第二は、当時の投資家としての視点からすると、適正レベルに回復するには金融政策面からの「カンフル剤」が期待されていたのである。もともと流動性のわなに陥った、ないしそれに近い状態での金融政策の効果には限界があることは知られたことである。但しそれが為替レートに作用する場合はその限りではないことになる。ここでのキーワードは「カンフル剤」である。

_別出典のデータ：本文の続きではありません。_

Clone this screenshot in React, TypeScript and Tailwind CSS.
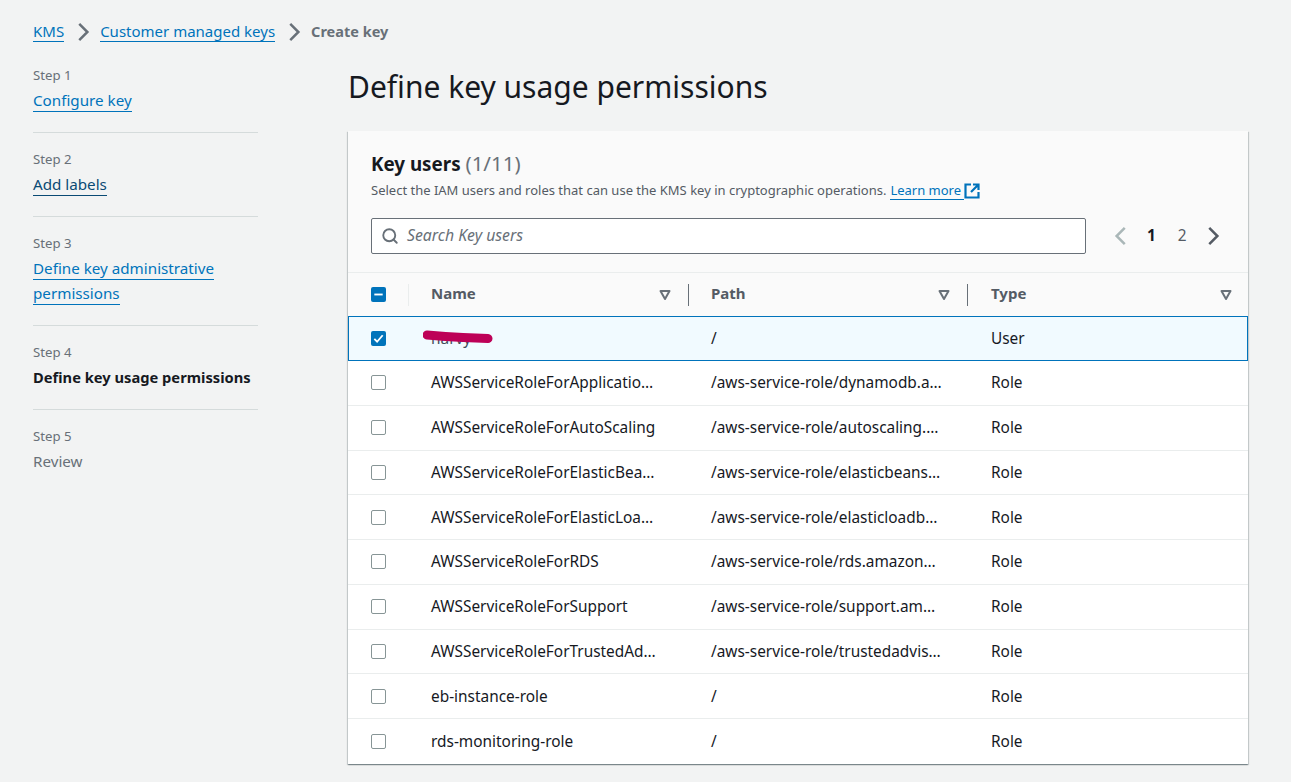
import React from 'react';
import { Search } from 'lucide-react';

const steps = [
  { label: 'Step 1', title: 'Configure key', kind: 'link' },
  { label: 'Step 2', title: 'Add labels', kind: 'hover' },
  { label: 'Step 3', title: 'Define key administrative permissions', kind: 'link' },
  { label: 'Step 4', title: 'Define key usage permissions', kind: 'active' },
  { label: 'Step 5', title: 'Review', kind: 'disabled' },
];

const rows = [
  { name: 'AWSServiceRoleForApplicatio…', path: '/aws-service-role/dynamodb.a…', type: 'Role' },
  { name: 'AWSServiceRoleForAutoScaling', path: '/aws-service-role/autoscaling.…', type: 'Role' },
  { name: 'AWSServiceRoleForElasticBea…', path: '/aws-service-role/elasticbeans…', type: 'Role' },
  { name: 'AWSServiceRoleForElasticLoa…', path: '/aws-service-role/elasticloadb…', type: 'Role' },
  { name: 'AWSServiceRoleForRDS', path: '/aws-service-role/rds.amazon…', type: 'Role' },
  { name: 'AWSServiceRoleForSupport', path: '/aws-service-role/support.am…', type: 'Role' },
  { name: 'AWSServiceRoleForTrustedAd…', path: '/aws-service-role/trustedadvis…', type: 'Role' },
  { name: 'eb-instance-role', path: '/', type: 'Role' },
  { name: 'rds-monitoring-role', path: '/', type: 'Role' },
];

function Chevron({ left, className }: { left?: boolean; className: string }) {
  return (
    <svg viewBox="0 0 16 16" className={className} fill="none" stroke="currentColor" strokeWidth="2">
      <path d={left ? 'M11 1.5 4.5 8l6.5 6.5' : 'M5 1.5 11.5 8 5 14.5'} />
    </svg>
  );
}

function Caret() {
  return (
    <svg viewBox="0 0 12 12" className="h-3 w-3 text-[#687078]" fill="none" stroke="currentColor" strokeWidth="2">
      <path d="M1.5 2h9L6 10z" strokeLinejoin="round" />
    </svg>
  );
}

function Checkbox({ state }: { state?: 'checked' | 'mixed' }) {
  if (!state) {
    return <span className="block h-[15px] w-[15px] rounded-[2px] border border-[#879596] bg-white" />;
  }
  return (
    <span className="flex h-[15px] w-[15px] items-center justify-center rounded-[2px] bg-[#0073bb]">
      <svg viewBox="0 0 14 14" className="h-[13px] w-[13px]" fill="none" stroke="white" strokeWidth="2">
        <path d={state === 'checked' ? 'M2.5 7.5 5.5 10.5 11.5 3.5' : 'M2.5 7h9'} />
      </svg>
    </span>
  );
}

function HeaderCell({ title, divider }: { title: string; divider?: boolean }) {
  return (
    <div className={`flex h-[22px] w-full items-center justify-between ${divider ? 'border-r border-[#687078]' : ''}`}>
      <span className="-mt-[2px] text-[15px] font-bold text-[#545b64]">{title}</span>
      <span className={divider ? 'mr-[17px]' : 'mr-[16px]'}>
        <Caret />
      </span>
    </div>
  );
}

export default function App() {
  return (
    <div
      className="min-h-[782px] overflow-hidden bg-[#f2f3f3] pl-[33px] pr-[42px] pt-[21px] text-[15.4px] text-[#16191f]"
      style={{ fontFamily: '"Noto Sans", sans-serif' }}
    >
      {/* Breadcrumbs */}
      <div className="flex h-[21px] items-center text-[15px] leading-[21px]">
        <a className="border-b border-[#0073bb] leading-[20px] text-[#0073bb]">KMS</a>
        <Chevron className="ml-[9px] mr-[7px] h-[20px] w-[20px] text-[#687078]" />
        <a className="border-b border-[#0073bb] leading-[20px] text-[#0073bb]">Customer managed keys</a>
        <Chevron className="ml-[9px] mr-[7px] h-[20px] w-[20px] text-[#687078]" />
        <span className="text-[14.5px] font-bold text-[#687078]">Create key</span>
      </div>

      <div className="flex">
        {/* Wizard steps */}
        <div className="mt-[23px] w-[225px] shrink-0">
          {steps.map((step, i) => (
            <div key={step.label} className={i < 4 ? 'mb-[16px] border-b border-[#d5dbdb] pb-[19px]' : ''}>
              <div className="text-[13.2px] leading-[21px] text-[#687078]">{step.label}</div>
              <div className="mt-[2px] text-[15.2px] leading-[25px]">
                {step.kind === 'link' && (
                  <a className="border-b border-[#0073bb] pb-px text-[#0073bb]">{step.title}</a>
                )}
                {step.kind === 'hover' && (
                  <a className="border-b border-[#0a4a74] pb-px text-[#0a4a74]">{step.title}</a>
                )}
                {step.kind === 'active' && (
                  <span className="inline-block whitespace-nowrap text-[14.7px] font-bold">{step.title}</span>
                )}
                {step.kind === 'disabled' && <span className="text-[#687078]">{step.title}</span>}
              </div>
            </div>
          ))}
        </div>

        {/* Main */}
        <div className="ml-[90px] w-[900px] shrink-0">
          <h1 className="mt-[26px] text-[30px] leading-[38px] text-[#16191f]">Define key usage permissions</h1>
          <div className="mt-[25px] bg-white shadow-[0_1px_1px_0_rgba(0,28,36,0.3),1px_1px_1px_0_rgba(0,28,36,0.15),-1px_1px_1px_0_rgba(0,28,36,0.15)]">
            <div className="h-[142px] border-b border-[#eaeded] bg-[#fafafa] px-[23px] pt-[19px]">
              <div className="text-[18.8px] font-bold leading-[26px]">
                Key users <span className="text-[20.5px] font-normal text-[#687078]">(1/11)</span>
              </div>
              <div className="mt-[4px] flex items-center text-[13px] leading-[19px] text-[#545b64]">
                <span>Select the IAM users and roles that can use the KMS key in cryptographic operations.</span>
                <a className="ml-[4px] border-b border-[#0073bb] leading-[18px] text-[#0073bb]">Learn more&nbsp;</a>
                <svg viewBox="0 0 16 16" className="h-[16px] w-[16px] text-[#0073bb]" fill="none" stroke="currentColor" strokeWidth="2.2">
                  <path d="M7 1.5H1.5v13h13V9M9 1.5h5.5V7M14.5 1.5 7 9" />
                </svg>
              </div>
              <div className="mt-[18px] flex items-center">
                <div className="flex h-[36px] w-[715px] items-center gap-[8px] rounded-[2px] border border-[#687078] bg-white pl-[9px]">
                  <Search className="h-[18px] w-[18px] text-[#687078]" strokeWidth={2.5} />
                  <span className="text-[15.8px] italic text-[#687078]">Search Key users</span>
                </div>
                <div className="ml-[25px] flex items-center">
                  <Chevron left className="h-[20px] w-[20px] text-[#aab7b8]" />
                  <span className="ml-[16px] font-bold">1</span>
                  <span className="ml-[22px] text-[#545b64]">2</span>
                  <Chevron className="ml-[16px] h-[20px] w-[20px] text-[#545b64]" />
                </div>
              </div>
            </div>

            <div className="flex h-[43px] items-center bg-[#fafafa]">
              <div className="flex h-[22px] w-[61px] items-center border-r border-[#eaeded] pl-[23px]">
                <Checkbox state="mixed" />
              </div>
              <div className="w-[280px] pl-[22px]">
                <HeaderCell title="Name" divider />
              </div>
              <div className="w-[279px] pl-[22px]">
                <HeaderCell title="Path" divider />
              </div>
              <div className="flex-1 pl-[23px]">
                <HeaderCell title="Type" />
              </div>
            </div>

            {/* Selected row */}
            <div className="flex h-[45px] items-center border border-[#0073bb] bg-[#f1faff]">
              <div className="w-[59px] pl-[22px]">
                <Checkbox state="checked" />
              </div>
              <div className="relative w-[281px] pl-[23px]">
                <span className="text-[#414d5c]">harvy</span>
                <svg viewBox="0 0 70 16" className="absolute left-[15px] top-[2px] h-[16px] w-[70px]" fill="none" stroke="#bd0057" strokeWidth="9" strokeLinecap="round">
                  <path d="M4 6C14 7 26 8 40 8.5L65 9.5" />
                </svg>
              </div>
              <div className="w-[279px] pl-[22px]">/</div>
              <div className="pl-[23px]">User</div>
            </div>

            {rows.map((row) => (
              <div key={row.name} className="flex h-[44.75px] items-center whitespace-nowrap border-b border-[#eaeded] last:border-b-0">
                <div className="w-[60px] pl-[23px]">
                  <Checkbox />
                </div>
                <div className="w-[281px] pl-[23px]">{row.name}</div>
                <div className="w-[279px] pl-[22px]">{row.path}</div>
                <div className="pl-[23px]">{row.type}</div>
              </div>
            ))}
          </div>
        </div>
      </div>
    </div>
  );
}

現在、日経平均は16,700円レベルで、当時の1.7倍、予想PERは14.2倍、PBRは1.2倍というレベルである。J-REITについて言えば、東証REIT指数は1791で当時の約1.7倍、分配金利回りは3.6%、NAV倍率は1.3倍レベルである。つまり、QQEはカンフル剤としての役割は十分果たしたといえるであろう。また、バリュエーション面からいうと、PERはほぼ横ばいであるが、PBRは20%強上昇したことになる。逆に言うと、株価が1.7倍となり、PERが横ばいということはこの間、収益が回復しているのである。

難しい適正な為替レート水準の推定

為替レートについてはどの水準が適正であるかを推定することは難しい。極論すれば、国際収支がバランスするレベルが適正な為替レートということになる。為替レートは貿易収支、経常収支だけでは決定されず、極めて流動的な資本収支に大きく左右される。そもそも近年の激しい為替変動は為替レートが物の動きではなく、資本の動きに左右されるからである。QQEは金利の低下をもたらした。自然利子率が一定と仮定すれば、名目金利の低下は、為替レートにインパクトを与えるであろう。それが120円への円安に繋がったという推論が可能である。これがいかにも大きすぎるとする植田教授の指摘は妥当かもしれない。従って現在では100円台の為替レートに落ち着いているといるのかもしれない。但し、適正為替レートの推定は難しい。大まかに言えば購買力平価により適正水準が推定されようが、為替レート自体が購買力に影響を与えるため、購買力が独立変数として為替レートを説明するというシンプルなものではない。さらに、金利、経済成長率等他の要因が加わる。

今後の課題はQQEの副作用をどう抑えるか

QQEは「カンフル剤」以上のものでも以下のものでもない。QQEは上記のようにカンフル剤の役割は十分果たしたといってよい。それ以上のものを期待することは適切でない。NIRPには踏み込むべきでなかったと考えるが、一度踏み込んでしまった以上、簡単に後戻りはできない。今後は、NIRPを含めQQEの副作用をどうやって抑えるかに課題は移っているといえるだろう。

期待されるのは期待経済成長率の上昇

最後に付け加えるならば、今後の経済政策のポイントは期待経済成長率の上昇である。現在の株価の停滞、円高傾向は当初に期待されたアベノミクスによる日本経済の期待成長率の高揚、それを可能にする実行力に対する失望とまでは言わないにしても、疑問符の表れであるといってよい。言い換えればポイントは金融政策から、規制緩和を含めた期待成長率を高める諸策、その着実な実行、実行力に移っていると言えるだろう。